Even as president of a division of Spectra Energy Co., Dill says she has her moments.

“Recently I was on a panel at a conference, and I knew immediately when talking to the moderator I was in for a bit of trouble because he looked at me and said, ‘You’re a president of a company?’ I said, ‘Yes.’ And he said ‘Well you look really nice today.’ I thought, Oh dear! And sure enough the man cut me off, I had three points to make, I made two and he cut me off. It was astounding,” Dill says.

Knowledge, skills and personality are the tools that bridge the gender gap for these NMSU alumnae.
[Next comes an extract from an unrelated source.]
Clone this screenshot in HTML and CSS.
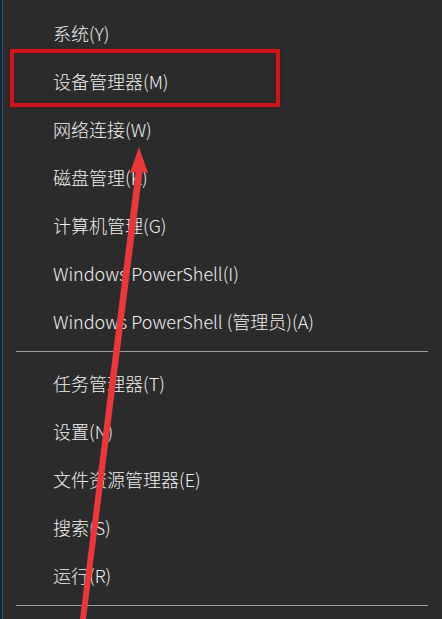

“You have to build the relationships with those you’re working with to show them you are capable and can be an authority,” Turner says. “They begin to trust you when they see that they benefit from the things you are telling them.”

Gonzales says she doesn’t think she ever felt her co-workers didn’t respect her technical abilities. “I’m ready to admit when I’m wrong, or if I don’t know something I’m not afraid to ask questions. I work within my abilities and I think they respect that,” she says.

Each realizes she is a pioneer for women in the future.

“Traditionally, women in the energy world serve in the accounting and finance area as I did,” Dill says. “But moving into the operational side, I’m seeing more women interested in it because they are seeing other women who have taken the plunge. While we may not have an engineering background, we are being successful in those kinds of areas as well. I’m seeing more people wanting the opportunity.”

Each knows she is a role model for young girls who have their own dreams of career success.

“I tell young ladies to go after their goals, whatever it is, no matter what the obstacles. Obstacles can be overcome and there is really nothing they can’t do. You just have to go for it, regardless of what other people think you can do,” Gonzales says. “In some cases you have to have your own will and desire to do it.”